La sélection 2025 de courts métrages déplace notre regard sur le monde.

par Léo Ortuno

Fantastiques, absurdes, queer, mystérieux et politiques, les dix films de la compétition font chacun un pas de côté pour mieux raconter le réel.

Si la reconnexion avec soi-même est souvent associée à la nature, c’est en plein carnaval que le personnage de Samba Infinito renoue avec son enfance. Leonardo Martinelli propose une virée urbaine aussi festive que mélancolique. De façon tout aussi inattendue, Glasses de Yumi Joung, s’ouvre sur une visite chez l’opticien, point de départ d’un périple intérieur où tous les sens sont en éveil.

Plonger dans le passé pour observer le présent avec plus d’acuité, c’est ce que propose l’intrigante fable musicale et sociale réalisée par Róisín Burns. Wonderwall se frotte aux grandes heures de la britpop, revenant sur le conflit Blur/Oasis, vu par une enfant de 9 ans. Avec Critical Condition, Mila Zhluktenko pose sa caméra dans la rédaction du journal l’Ukrainian Independist en 1957. Un voyage dans le temps qui interroge la vie en exil, si loin et pourtant si proche.

L’extravagance pour questionner le genre, c’est une mission que pourrait se donner Bleat! d’Ananth Subramaniam, en plaçant un bouc enceint au coeur d’un village pas vraiment prêt à l’accueillir. Un bêlement tout en finesse et absurdité. Dans Erogenesis, Xandra Popescu imagine un univers dystopique où les femmes explorent le plaisir, tandis que les hommes se musclent en vain. Des visions qui naviguent entre sérieux et plaisanterie, offrant un conte des plus singuliers.

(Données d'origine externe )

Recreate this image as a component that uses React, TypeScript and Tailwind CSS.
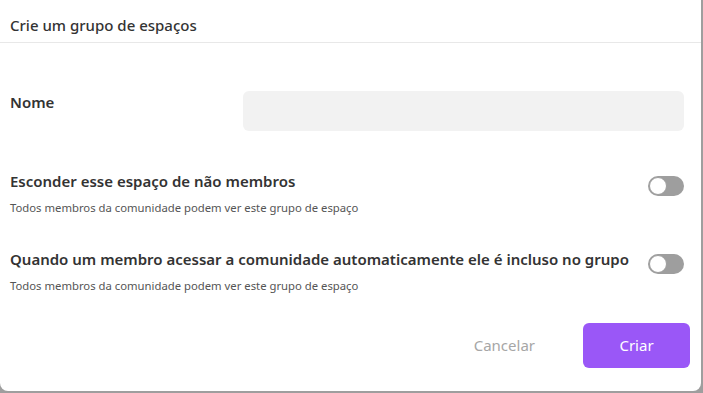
import React, { useState } from "react";

const font = { fontFamily: '"Noto Sans", "Open Sans", sans-serif' };

function Toggle({ on, onChange }: { on: boolean; onChange: () => void }) {
  return (
    <button
      onClick={onChange}
      className={`relative w-[36px] h-[20px] rounded-full shrink-0 ${on ? "bg-[#9a57f7]" : "bg-[#9e9e9e]"}`}
    >
      <span
        className={`absolute top-[1px] w-[18px] h-[18px] rounded-full bg-white border border-[#9e9e9e] ${on ? "left-[17px]" : "left-[1px]"}`}
      />
    </button>
  );
}

function OptionRow({ title, sub, on, onChange }: { title: string; sub: string; on: boolean; onChange: () => void }) {
  return (
    <div className="flex items-start justify-between pr-[17px]">
      <div className="flex flex-col">
        <span className="text-[15px] font-semibold text-[#333] leading-[20px]">{title}</span>
        <span className="text-[11.3px] text-[#555] leading-[14px] mt-[10px]">{sub}</span>
      </div>
      <div className="pt-[5px]">
        <Toggle on={on} onChange={onChange} />
      </div>
    </div>
  );
}

export default function App() {
  const [nome, setNome] = useState("");
  const [esconder, setEsconder] = useState(false);
  const [auto, setAuto] = useState(false);

  return (
    <div className="w-[703px] h-[393px] bg-[#9e9e9e] overflow-hidden" style={font}>
      <div className="w-[701px] h-[391px] bg-white rounded-b-lg flex flex-col">
        <div className="h-[43px] px-[10px] pt-[14px] border-b border-[#e8e8e8]">
          <h1 className="text-[15px] font-medium text-[#333] leading-[22px]">Crie um grupo de espaços</h1>
        </div>

        <div className="pl-[10px] pt-[48px] flex items-start justify-between pr-[17px]">
          <label className="text-[15px] font-semibold text-[#333] leading-[20px] pt-[1px]">Nome</label>
          <input
            value={nome}
            onChange={e => setNome(e.target.value)}
            className="w-[441px] h-[40px] rounded-md bg-[#f2f2f2] px-3 text-[14px] focus:outline-none"
          />
        </div>

        <div className="pl-[10px] mt-[40px] flex flex-col gap-[34px]">
          <OptionRow
            title="Esconder esse espaço de não membros"
            sub="Todos membros da comunidade podem ver este grupo de espaço"
            on={esconder}
            onChange={() => setEsconder(v => !v)}
          />
          <OptionRow
            title="Quando um membro acessar a comunidade automaticamente ele é incluso no grupo"
            sub="Todos membros da comunidade podem ver este grupo de espaço"
            on={auto}
            onChange={() => setAuto(v => !v)}
          />
        </div>

        <div className="mt-auto mb-[23px] pr-[11px] flex items-center justify-end gap-[48px]">
          <button className="text-[15px] text-[#a6a6a6]">Cancelar</button>
          <button className="w-[107px] h-[45px] rounded-md bg-[#9a57f7] text-white text-[15px]">Criar</button>
        </div>
      </div>
    </div>
  );
}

Le cinéma est aussi une affaire de morale, et les personnages d’Alisveris, de Vasile Todinca, en ont assez peu. Ils forcent une femme à se défaire de tout, dans une inexorable course contre la montre qui l’entraîne vers la précarité. Quant à Carmen Leroi, elle travaille autour des multiples questionnements éthiques qu’elle impose à l’héroïne de Donne Batterie. Un acte de générosité qui se transforme en véritable comédie morale dont on suit les péripéties avec délice.

Enfin, L’mina propose une impressionnante exploration dans les mines de Jerada au Maroc. Randa Maroufi reconstitue un monde artificiel fascinant, où les travailleurs témoignent de la difficulté de leurs conditions. Le dernier voyage de la compétition se fait en train, conduit par l’envoûtant Dieu est timide. À la croisée entre film de genre et drame existentiel, Jocelyn Charles nous entraîne dans un trip halluciné à 300 km/h.

La séance spéciale se teinte d’une douce nostalgie. Agnès Patron évoque l’enfance avec Une Fugue, où la forêt devient un personnage à part entière dans ce jeu de cache-cache entre frère et soeur. Avec Eraserhead in a Knitted Shopping Bag, Lili Koss marche dans les pas de David Lynch en suivant les péripéties d’une adolescente voulant à tout prix découvrir un film, et non des moindres. Pour conclure, Guil Sela, lauréat de la compétition 2024, nous invite à une déambulation dans un Paris olympique avec son irrésistible No Skate!.

La Semaine de la Critique continuera de soutenir les cinéastes de cette sélection. Chaque talent aura l’opportunité d’intégrer l’atelier Next Step, un programme d’accompagnement vers le long métrage.